╭──

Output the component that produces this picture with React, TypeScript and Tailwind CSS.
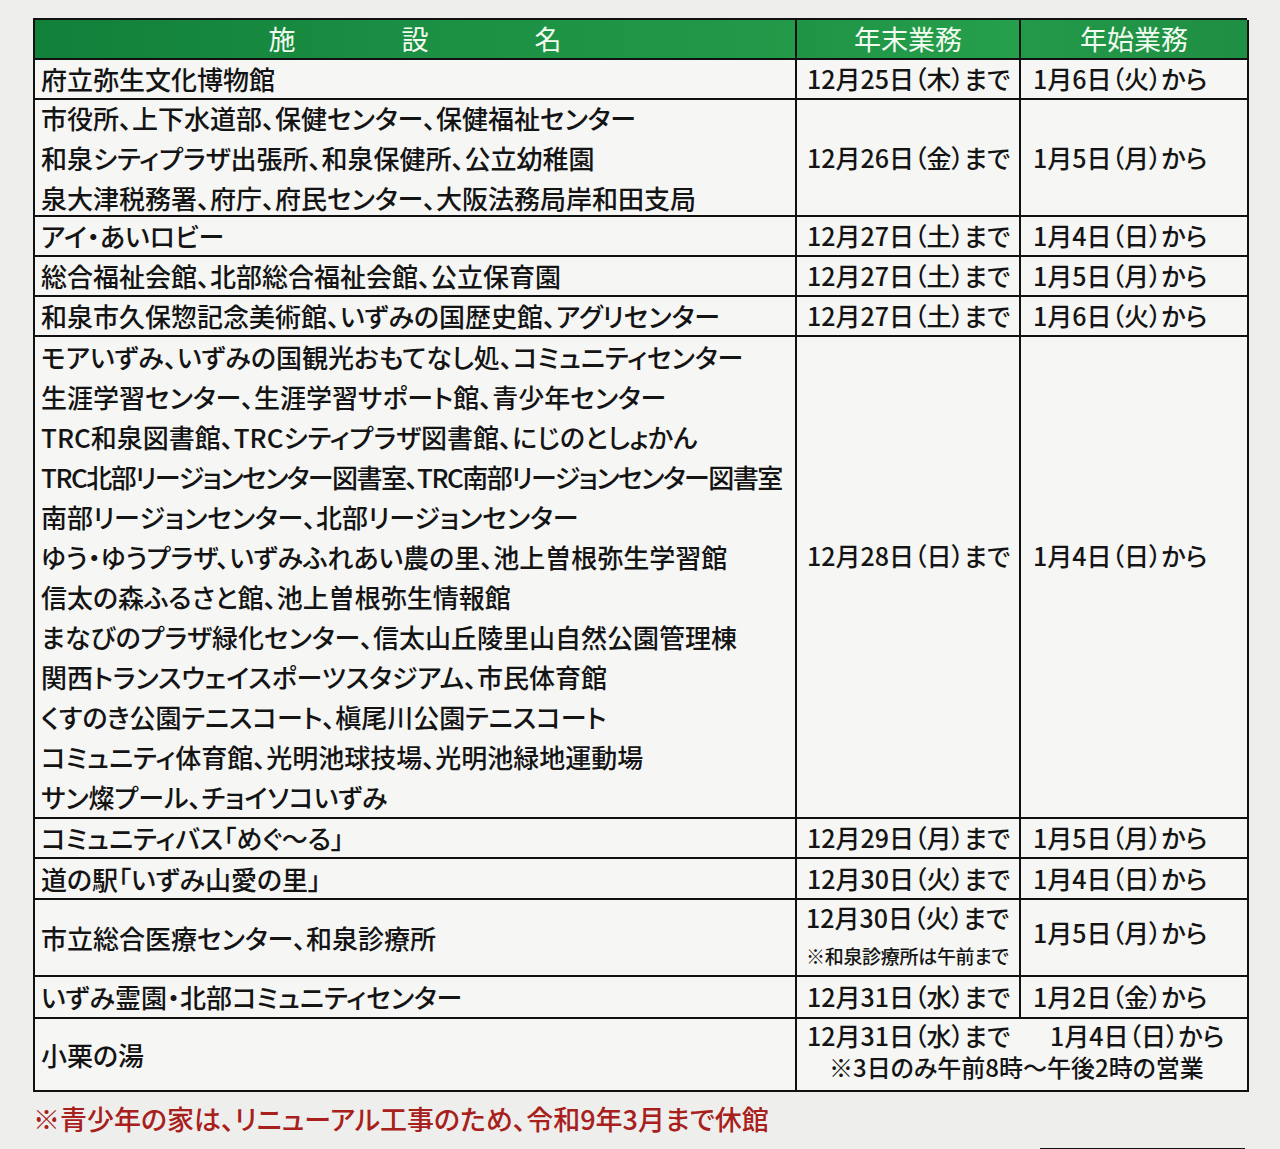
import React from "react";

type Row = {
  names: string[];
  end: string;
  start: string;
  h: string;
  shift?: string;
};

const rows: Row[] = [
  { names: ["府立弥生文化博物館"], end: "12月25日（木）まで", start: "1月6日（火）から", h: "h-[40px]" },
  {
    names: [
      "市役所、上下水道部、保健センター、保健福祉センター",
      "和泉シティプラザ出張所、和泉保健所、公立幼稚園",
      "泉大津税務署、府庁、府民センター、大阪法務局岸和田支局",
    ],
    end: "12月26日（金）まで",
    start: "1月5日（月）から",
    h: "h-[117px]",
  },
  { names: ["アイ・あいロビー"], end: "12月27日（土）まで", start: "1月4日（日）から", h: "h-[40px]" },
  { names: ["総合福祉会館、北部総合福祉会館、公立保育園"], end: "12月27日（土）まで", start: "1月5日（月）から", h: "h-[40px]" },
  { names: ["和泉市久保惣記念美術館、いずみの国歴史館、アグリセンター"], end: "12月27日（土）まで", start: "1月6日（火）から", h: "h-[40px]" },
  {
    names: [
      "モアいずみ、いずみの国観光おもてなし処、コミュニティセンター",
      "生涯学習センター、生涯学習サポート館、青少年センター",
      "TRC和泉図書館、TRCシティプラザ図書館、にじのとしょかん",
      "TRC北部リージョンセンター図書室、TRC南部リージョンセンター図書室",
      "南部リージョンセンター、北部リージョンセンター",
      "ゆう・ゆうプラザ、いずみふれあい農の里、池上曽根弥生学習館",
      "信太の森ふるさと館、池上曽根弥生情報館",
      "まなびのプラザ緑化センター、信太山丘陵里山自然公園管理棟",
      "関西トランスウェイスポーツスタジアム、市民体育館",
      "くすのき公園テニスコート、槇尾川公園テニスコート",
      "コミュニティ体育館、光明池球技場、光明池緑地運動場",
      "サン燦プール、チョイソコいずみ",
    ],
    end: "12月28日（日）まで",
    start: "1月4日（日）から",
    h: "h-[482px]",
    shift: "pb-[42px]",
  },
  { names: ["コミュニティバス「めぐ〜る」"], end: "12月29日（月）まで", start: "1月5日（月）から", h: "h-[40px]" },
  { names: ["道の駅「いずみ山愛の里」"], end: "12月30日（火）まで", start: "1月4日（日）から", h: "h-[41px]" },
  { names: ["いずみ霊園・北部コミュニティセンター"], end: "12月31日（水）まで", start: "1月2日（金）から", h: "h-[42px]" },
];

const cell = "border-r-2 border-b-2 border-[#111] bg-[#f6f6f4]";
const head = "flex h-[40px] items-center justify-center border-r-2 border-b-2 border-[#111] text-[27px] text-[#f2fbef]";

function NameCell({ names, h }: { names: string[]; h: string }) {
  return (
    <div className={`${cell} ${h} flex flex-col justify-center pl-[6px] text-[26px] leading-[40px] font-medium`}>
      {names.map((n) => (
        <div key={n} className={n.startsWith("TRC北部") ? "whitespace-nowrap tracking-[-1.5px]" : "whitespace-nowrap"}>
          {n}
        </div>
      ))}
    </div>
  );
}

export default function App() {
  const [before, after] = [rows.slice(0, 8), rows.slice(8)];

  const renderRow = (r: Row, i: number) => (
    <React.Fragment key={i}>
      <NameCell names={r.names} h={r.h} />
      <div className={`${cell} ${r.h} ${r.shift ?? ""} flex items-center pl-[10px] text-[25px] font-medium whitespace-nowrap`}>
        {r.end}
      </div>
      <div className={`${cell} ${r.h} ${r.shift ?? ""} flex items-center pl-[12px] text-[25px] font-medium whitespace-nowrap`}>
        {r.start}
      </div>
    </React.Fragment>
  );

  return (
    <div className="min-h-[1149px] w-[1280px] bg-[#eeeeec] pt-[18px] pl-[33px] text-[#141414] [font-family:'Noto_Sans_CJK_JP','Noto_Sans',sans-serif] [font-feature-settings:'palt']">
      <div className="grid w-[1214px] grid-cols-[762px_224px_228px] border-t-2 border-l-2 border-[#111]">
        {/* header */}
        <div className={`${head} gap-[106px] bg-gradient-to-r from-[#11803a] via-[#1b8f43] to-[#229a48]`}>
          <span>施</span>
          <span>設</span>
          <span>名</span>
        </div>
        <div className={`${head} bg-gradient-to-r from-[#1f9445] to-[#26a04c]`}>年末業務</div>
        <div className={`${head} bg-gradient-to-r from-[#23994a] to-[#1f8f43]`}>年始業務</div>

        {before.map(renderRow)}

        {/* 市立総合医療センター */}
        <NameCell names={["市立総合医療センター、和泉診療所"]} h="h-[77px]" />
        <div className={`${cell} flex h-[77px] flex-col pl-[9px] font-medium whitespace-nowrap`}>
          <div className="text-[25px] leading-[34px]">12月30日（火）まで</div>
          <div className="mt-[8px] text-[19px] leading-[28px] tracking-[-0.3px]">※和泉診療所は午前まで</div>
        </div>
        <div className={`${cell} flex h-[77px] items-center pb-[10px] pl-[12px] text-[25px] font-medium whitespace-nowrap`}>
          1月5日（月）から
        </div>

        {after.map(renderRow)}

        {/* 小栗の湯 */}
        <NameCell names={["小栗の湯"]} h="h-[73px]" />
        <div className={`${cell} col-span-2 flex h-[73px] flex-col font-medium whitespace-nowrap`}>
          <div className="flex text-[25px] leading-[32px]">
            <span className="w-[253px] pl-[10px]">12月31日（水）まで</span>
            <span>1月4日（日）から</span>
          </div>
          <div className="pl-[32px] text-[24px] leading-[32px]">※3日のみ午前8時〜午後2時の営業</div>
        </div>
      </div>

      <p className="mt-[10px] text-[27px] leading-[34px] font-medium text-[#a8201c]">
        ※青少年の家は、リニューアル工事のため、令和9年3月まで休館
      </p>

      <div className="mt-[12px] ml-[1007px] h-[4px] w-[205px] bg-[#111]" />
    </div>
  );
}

╰──

▶ Exercise instructions
Copy the listing over exactly, skipping the pictures it holds.

▶ Exercise solution
Output the component that produces this picture with React, TypeScript and Tailwind CSS.
import React from "react";

type Row = {
  names: string[];
  end: string;
  start: string;
  h: string;
  shift?: string;
};

const rows: Row[] = [
  { names: ["府立弥生文化博物館"], end: "12月25日（木）まで", start: "1月6日（火）から", h: "h-[40px]" },
  {
    names: [
      "市役所、上下水道部、保健センター、保健福祉センター",
      "和泉シティプラザ出張所、和泉保健所、公立幼稚園",
      "泉大津税務署、府庁、府民センター、大阪法務局岸和田支局",
    ],
    end: "12月26日（金）まで",
    start: "1月5日（月）から",
    h: "h-[117px]",
  },
  { names: ["アイ・あいロビー"], end: "12月27日（土）まで", start: "1月4日（日）から", h: "h-[40px]" },
  { names: ["総合福祉会館、北部総合福祉会館、公立保育園"], end: "12月27日（土）まで", start: "1月5日（月）から", h: "h-[40px]" },
  { names: ["和泉市久保惣記念美術館、いずみの国歴史館、アグリセンター"], end: "12月27日（土）まで", start: "1月6日（火）から", h: "h-[40px]" },
  {
    names: [
      "モアいずみ、いずみの国観光おもてなし処、コミュニティセンター",
      "生涯学習センター、生涯学習サポート館、青少年センター",
      "TRC和泉図書館、TRCシティプラザ図書館、にじのとしょかん",
      "TRC北部リージョンセンター図書室、TRC南部リージョンセンター図書室",
      "南部リージョンセンター、北部リージョンセンター",
      "ゆう・ゆうプラザ、いずみふれあい農の里、池上曽根弥生学習館",
      "信太の森ふるさと館、池上曽根弥生情報館",
      "まなびのプラザ緑化センター、信太山丘陵里山自然公園管理棟",
      "関西トランスウェイスポーツスタジアム、市民体育館",
      "くすのき公園テニスコート、槇尾川公園テニスコート",
      "コミュニティ体育館、光明池球技場、光明池緑地運動場",
      "サン燦プール、チョイソコいずみ",
    ],
    end: "12月28日（日）まで",
    start: "1月4日（日）から",
    h: "h-[482px]",
    shift: "pb-[42px]",
  },
  { names: ["コミュニティバス「めぐ〜る」"], end: "12月29日（月）まで", start: "1月5日（月）から", h: "h-[40px]" },
  { names: ["道の駅「いずみ山愛の里」"], end: "12月30日（火）まで", start: "1月4日（日）から", h: "h-[41px]" },
  { names: ["いずみ霊園・北部コミュニティセンター"], end: "12月31日（水）まで", start: "1月2日（金）から", h: "h-[42px]" },
];

const cell = "border-r-2 border-b-2 border-[#111] bg-[#f6f6f4]";
const head = "flex h-[40px] items-center justify-center border-r-2 border-b-2 border-[#111] text-[27px] text-[#f2fbef]";

function NameCell({ names, h }: { names: string[]; h: string }) {
  return (
    <div className={`${cell} ${h} flex flex-col justify-center pl-[6px] text-[26px] leading-[40px] font-medium`}>
      {names.map((n) => (
        <div key={n} className={n.startsWith("TRC北部") ? "whitespace-nowrap tracking-[-1.5px]" : "whitespace-nowrap"}>
          {n}
        </div>
      ))}
    </div>
  );
}

export default function App() {
  const [before, after] = [rows.slice(0, 8), rows.slice(8)];

  const renderRow = (r: Row, i: number) => (
    <React.Fragment key={i}>
      <NameCell names={r.names} h={r.h} />
      <div className={`${cell} ${r.h} ${r.shift ?? ""} flex items-center pl-[10px] text-[25px] font-medium whitespace-nowrap`}>
        {r.end}
      </div>
      <div className={`${cell} ${r.h} ${r.shift ?? ""} flex items-center pl-[12px] text-[25px] font-medium whitespace-nowrap`}>
        {r.start}
      </div>
    </React.Fragment>
  );

  return (
    <div className="min-h-[1149px] w-[1280px] bg-[#eeeeec] pt-[18px] pl-[33px] text-[#141414] [font-family:'Noto_Sans_CJK_JP','Noto_Sans',sans-serif] [font-feature-settings:'palt']">
      <div className="grid w-[1214px] grid-cols-[762px_224px_228px] border-t-2 border-l-2 border-[#111]">
        {/* header */}
        <div className={`${head} gap-[106px] bg-gradient-to-r from-[#11803a] via-[#1b8f43] to-[#229a48]`}>
          <span>施</span>
          <span>設</span>
          <span>名</span>
        </div>
        <div className={`${head} bg-gradient-to-r from-[#1f9445] to-[#26a04c]`}>年末業務</div>
        <div className={`${head} bg-gradient-to-r from-[#23994a] to-[#1f8f43]`}>年始業務</div>

        {before.map(renderRow)}

        {/* 市立総合医療センター */}
        <NameCell names={["市立総合医療センター、和泉診療所"]} h="h-[77px]" />
        <div className={`${cell} flex h-[77px] flex-col pl-[9px] font-medium whitespace-nowrap`}>
          <div className="text-[25px] leading-[34px]">12月30日（火）まで</div>
          <div className="mt-[8px] text-[19px] leading-[28px] tracking-[-0.3px]">※和泉診療所は午前まで</div>
        </div>
        <div className={`${cell} flex h-[77px] items-center pb-[10px] pl-[12px] text-[25px] font-medium whitespace-nowrap`}>
          1月5日（月）から
        </div>

        {after.map(renderRow)}

        {/* 小栗の湯 */}
        <NameCell names={["小栗の湯"]} h="h-[73px]" />
        <div className={`${cell} col-span-2 flex h-[73px] flex-col font-medium whitespace-nowrap`}>
          <div className="flex text-[25px] leading-[32px]">
            <span className="w-[253px] pl-[10px]">12月31日（水）まで</span>
            <span>1月4日（日）から</span>
          </div>
          <div className="pl-[32px] text-[24px] leading-[32px]">※3日のみ午前8時〜午後2時の営業</div>
        </div>
      </div>

      <p className="mt-[10px] text-[27px] leading-[34px] font-medium text-[#a8201c]">
        ※青少年の家は、リニューアル工事のため、令和9年3月まで休館
      </p>

      <div className="mt-[12px] ml-[1007px] h-[4px] w-[205px] bg-[#111]" />
    </div>
  );
}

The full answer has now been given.